_Task_. Extract the lines that carry the string "screenshot" from the listing.

[Stored items from a collection]
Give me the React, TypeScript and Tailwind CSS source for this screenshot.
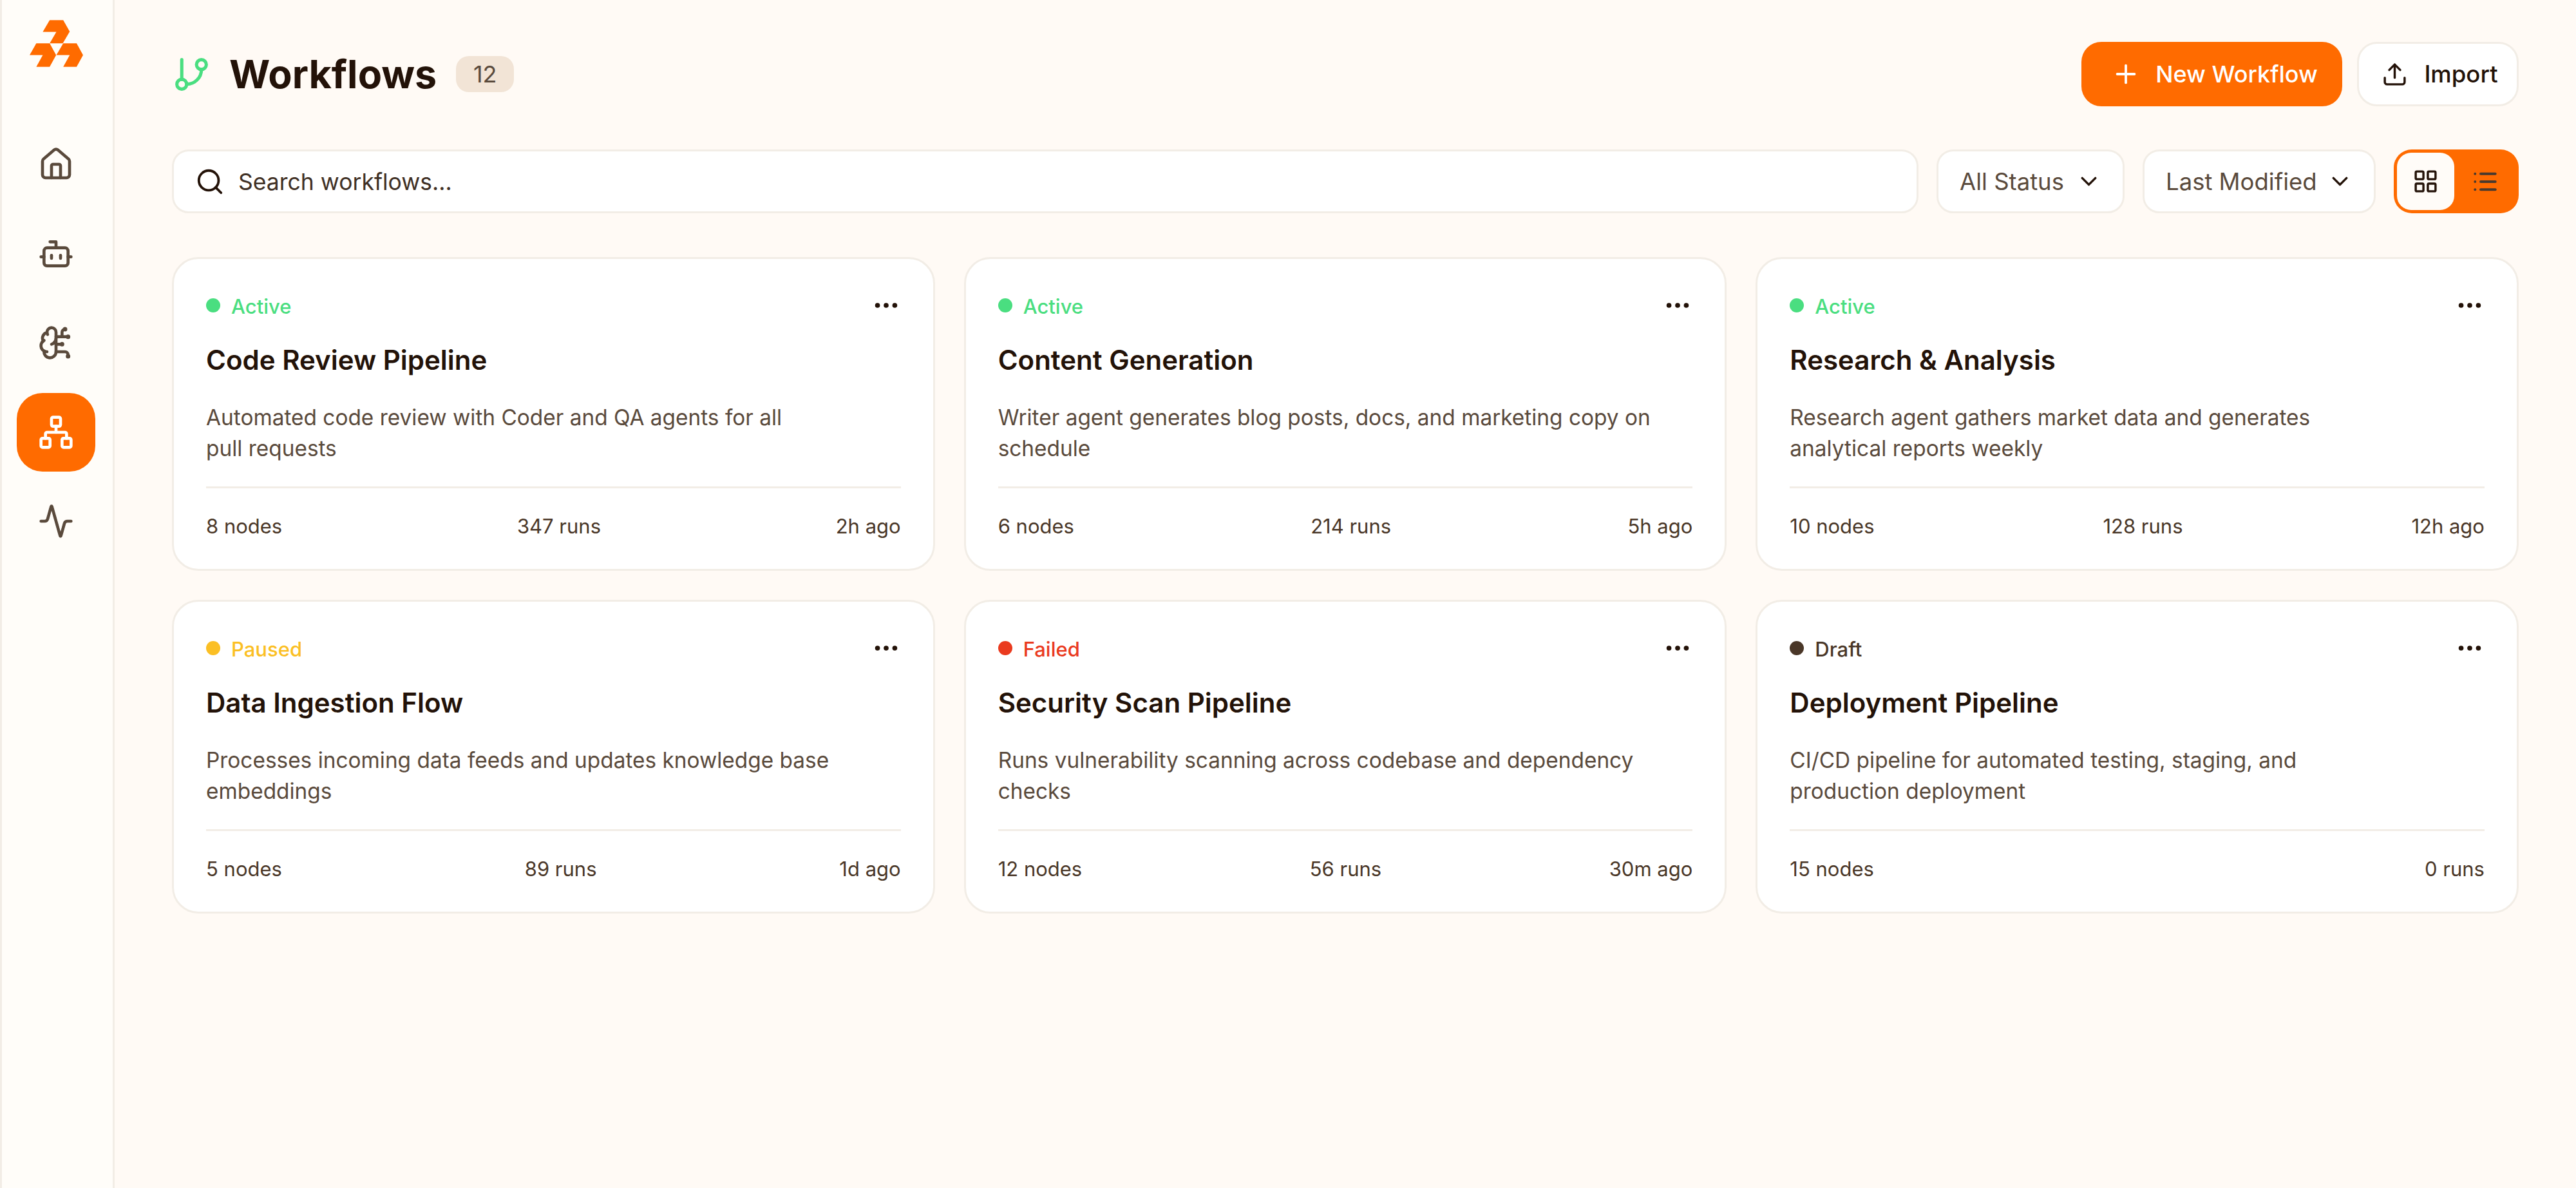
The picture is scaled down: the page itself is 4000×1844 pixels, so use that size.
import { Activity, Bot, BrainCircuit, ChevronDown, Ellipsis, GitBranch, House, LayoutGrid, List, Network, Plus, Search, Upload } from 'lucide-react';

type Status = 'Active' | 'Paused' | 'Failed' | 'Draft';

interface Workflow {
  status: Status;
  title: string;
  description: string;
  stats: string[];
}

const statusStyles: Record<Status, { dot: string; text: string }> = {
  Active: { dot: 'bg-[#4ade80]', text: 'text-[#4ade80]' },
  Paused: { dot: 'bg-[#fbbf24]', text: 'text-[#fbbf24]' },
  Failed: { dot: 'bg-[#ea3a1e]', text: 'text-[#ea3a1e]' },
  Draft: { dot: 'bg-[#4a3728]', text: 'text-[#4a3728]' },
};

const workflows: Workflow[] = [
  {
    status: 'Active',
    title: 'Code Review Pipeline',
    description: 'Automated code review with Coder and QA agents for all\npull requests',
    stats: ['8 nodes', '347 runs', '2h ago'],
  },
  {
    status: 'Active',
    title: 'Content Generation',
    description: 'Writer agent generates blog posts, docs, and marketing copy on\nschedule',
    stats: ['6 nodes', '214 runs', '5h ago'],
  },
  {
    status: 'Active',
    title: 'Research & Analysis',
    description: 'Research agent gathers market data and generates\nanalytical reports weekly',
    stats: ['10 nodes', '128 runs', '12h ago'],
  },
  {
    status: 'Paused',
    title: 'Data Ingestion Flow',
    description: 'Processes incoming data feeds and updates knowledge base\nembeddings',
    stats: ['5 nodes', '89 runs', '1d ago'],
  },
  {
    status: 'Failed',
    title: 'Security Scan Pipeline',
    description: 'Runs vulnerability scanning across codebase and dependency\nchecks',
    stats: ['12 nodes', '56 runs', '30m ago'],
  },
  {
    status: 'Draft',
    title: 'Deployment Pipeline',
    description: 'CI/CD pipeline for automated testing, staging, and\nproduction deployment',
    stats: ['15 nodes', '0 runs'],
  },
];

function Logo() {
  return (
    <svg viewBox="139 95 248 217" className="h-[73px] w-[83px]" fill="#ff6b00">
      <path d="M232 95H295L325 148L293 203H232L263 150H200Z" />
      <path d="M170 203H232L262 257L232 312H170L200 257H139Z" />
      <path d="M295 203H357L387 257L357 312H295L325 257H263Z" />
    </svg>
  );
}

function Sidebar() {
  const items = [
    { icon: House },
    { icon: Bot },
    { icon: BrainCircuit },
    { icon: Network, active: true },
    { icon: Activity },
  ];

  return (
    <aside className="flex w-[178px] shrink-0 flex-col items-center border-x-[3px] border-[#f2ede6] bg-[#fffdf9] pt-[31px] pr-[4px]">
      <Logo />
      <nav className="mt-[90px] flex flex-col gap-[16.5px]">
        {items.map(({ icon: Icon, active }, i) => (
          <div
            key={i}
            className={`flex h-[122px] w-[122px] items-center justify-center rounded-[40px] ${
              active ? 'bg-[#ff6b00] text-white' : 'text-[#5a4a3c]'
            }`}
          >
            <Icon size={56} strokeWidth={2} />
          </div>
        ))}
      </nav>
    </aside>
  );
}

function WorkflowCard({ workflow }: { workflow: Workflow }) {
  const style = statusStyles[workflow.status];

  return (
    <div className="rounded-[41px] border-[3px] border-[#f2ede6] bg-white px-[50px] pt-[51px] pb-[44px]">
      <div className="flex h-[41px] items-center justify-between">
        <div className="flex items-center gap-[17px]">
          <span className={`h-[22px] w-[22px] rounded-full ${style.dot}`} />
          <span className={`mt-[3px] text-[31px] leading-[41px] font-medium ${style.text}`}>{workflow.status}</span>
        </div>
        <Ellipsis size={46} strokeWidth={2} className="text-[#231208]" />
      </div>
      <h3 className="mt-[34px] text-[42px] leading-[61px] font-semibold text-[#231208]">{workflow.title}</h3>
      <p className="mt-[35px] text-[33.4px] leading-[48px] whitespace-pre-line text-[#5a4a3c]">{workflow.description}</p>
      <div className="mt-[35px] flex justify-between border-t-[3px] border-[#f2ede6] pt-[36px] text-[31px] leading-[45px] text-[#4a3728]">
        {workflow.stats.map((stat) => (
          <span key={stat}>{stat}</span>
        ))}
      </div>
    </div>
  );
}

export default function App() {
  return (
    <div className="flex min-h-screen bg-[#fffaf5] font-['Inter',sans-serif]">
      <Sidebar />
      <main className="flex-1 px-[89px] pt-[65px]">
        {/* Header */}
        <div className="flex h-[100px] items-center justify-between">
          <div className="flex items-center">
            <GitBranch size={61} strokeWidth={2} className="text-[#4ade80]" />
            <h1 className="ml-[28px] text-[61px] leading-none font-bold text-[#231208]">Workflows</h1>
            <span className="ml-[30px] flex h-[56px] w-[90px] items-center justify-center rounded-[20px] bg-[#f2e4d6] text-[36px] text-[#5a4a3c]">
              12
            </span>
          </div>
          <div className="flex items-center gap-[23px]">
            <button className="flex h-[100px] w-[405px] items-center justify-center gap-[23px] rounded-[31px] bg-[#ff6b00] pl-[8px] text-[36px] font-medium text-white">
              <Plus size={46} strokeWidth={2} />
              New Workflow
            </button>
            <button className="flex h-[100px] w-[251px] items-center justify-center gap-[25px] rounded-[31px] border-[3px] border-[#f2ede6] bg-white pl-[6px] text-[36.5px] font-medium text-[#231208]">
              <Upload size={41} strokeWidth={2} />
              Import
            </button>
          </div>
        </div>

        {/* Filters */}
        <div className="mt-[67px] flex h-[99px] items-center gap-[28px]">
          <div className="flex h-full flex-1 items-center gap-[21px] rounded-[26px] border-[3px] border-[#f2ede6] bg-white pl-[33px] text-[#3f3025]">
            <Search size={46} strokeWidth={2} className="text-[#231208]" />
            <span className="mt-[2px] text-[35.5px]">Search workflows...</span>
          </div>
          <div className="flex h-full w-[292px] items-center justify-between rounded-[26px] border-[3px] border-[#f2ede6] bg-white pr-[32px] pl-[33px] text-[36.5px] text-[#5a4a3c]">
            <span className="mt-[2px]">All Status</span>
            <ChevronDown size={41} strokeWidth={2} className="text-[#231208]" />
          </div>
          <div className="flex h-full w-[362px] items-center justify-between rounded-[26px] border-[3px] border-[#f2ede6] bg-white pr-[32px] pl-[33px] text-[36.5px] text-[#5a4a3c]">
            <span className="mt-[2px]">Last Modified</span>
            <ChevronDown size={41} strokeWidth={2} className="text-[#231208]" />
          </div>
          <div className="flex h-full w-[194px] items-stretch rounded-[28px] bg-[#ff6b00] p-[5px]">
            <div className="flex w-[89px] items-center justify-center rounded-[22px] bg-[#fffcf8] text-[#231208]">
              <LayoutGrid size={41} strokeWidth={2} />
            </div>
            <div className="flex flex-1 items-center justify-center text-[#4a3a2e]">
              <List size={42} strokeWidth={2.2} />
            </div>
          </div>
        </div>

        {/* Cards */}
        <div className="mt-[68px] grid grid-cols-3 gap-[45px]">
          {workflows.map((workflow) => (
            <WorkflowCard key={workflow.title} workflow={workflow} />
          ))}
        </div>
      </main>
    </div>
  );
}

---

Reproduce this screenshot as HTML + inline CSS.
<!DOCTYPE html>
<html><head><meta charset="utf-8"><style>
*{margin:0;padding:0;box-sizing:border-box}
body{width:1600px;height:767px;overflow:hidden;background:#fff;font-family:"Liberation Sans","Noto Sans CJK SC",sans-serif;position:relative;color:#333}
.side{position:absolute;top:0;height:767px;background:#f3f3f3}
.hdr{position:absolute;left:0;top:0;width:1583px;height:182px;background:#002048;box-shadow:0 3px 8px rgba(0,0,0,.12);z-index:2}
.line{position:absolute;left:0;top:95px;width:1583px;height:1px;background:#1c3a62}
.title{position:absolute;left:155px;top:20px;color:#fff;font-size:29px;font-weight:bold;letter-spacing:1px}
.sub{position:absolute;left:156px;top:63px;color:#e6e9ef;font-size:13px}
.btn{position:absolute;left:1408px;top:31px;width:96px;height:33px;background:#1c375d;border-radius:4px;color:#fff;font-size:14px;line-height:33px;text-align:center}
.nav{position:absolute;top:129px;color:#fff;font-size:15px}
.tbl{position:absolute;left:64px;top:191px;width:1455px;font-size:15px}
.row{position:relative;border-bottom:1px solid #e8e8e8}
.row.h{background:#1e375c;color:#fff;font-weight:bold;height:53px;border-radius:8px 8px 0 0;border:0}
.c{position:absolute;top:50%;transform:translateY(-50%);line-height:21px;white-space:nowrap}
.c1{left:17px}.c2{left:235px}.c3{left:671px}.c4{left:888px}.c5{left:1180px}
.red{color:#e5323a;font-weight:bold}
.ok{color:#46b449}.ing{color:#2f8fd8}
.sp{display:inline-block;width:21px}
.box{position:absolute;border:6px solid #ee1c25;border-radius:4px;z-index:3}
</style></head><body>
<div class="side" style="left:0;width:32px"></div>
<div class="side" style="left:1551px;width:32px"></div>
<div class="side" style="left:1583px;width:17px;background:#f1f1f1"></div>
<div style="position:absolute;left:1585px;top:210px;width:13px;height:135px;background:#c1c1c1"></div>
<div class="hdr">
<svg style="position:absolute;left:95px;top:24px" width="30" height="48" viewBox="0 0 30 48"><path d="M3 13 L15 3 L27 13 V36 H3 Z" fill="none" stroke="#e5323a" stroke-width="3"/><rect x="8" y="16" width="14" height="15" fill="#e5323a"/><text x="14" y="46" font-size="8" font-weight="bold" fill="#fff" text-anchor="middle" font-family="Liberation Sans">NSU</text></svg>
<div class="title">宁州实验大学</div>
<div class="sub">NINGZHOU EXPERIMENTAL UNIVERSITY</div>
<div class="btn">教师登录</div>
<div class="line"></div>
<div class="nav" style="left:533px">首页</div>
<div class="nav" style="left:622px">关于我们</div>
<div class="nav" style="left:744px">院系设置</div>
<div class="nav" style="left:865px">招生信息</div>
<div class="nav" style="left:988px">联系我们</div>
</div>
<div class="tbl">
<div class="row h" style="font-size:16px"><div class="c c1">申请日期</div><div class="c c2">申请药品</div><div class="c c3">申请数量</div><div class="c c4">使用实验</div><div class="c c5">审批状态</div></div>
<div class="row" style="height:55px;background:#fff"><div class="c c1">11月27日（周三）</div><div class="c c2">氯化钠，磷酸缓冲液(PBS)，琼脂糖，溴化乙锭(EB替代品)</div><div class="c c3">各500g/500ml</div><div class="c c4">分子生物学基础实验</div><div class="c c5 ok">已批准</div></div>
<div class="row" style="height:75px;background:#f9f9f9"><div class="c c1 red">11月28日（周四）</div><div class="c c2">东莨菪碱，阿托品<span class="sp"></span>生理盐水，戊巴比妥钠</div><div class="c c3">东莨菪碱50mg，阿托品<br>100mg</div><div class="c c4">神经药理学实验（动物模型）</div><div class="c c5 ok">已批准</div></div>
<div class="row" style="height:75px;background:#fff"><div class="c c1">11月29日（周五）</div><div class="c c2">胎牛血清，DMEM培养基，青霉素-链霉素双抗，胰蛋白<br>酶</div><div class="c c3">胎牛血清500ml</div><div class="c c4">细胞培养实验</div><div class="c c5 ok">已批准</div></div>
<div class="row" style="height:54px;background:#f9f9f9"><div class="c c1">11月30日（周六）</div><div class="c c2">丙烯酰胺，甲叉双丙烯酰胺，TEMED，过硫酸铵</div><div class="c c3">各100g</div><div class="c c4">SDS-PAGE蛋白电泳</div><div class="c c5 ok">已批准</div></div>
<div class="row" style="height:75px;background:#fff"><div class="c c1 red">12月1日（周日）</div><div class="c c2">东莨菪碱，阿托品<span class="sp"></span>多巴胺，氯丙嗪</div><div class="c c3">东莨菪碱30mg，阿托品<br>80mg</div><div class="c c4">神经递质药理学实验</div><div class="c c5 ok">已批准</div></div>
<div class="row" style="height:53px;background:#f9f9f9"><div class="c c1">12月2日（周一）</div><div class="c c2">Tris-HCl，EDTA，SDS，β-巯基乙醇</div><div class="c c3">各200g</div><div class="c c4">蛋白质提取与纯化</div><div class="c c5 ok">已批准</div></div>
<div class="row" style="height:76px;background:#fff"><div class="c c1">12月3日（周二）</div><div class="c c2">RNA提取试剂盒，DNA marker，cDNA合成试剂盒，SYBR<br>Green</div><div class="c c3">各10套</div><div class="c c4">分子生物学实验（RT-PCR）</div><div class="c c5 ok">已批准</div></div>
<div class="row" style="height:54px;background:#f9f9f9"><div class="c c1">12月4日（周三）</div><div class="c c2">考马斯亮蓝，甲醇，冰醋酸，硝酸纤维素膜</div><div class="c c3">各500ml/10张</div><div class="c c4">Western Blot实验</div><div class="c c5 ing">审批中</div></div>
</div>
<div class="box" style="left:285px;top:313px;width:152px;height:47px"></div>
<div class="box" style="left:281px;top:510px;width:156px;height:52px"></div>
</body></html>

_Finished exercise_.
Give me the React, TypeScript and Tailwind CSS source for this screenshot.
Reproduce this screenshot as HTML + inline CSS.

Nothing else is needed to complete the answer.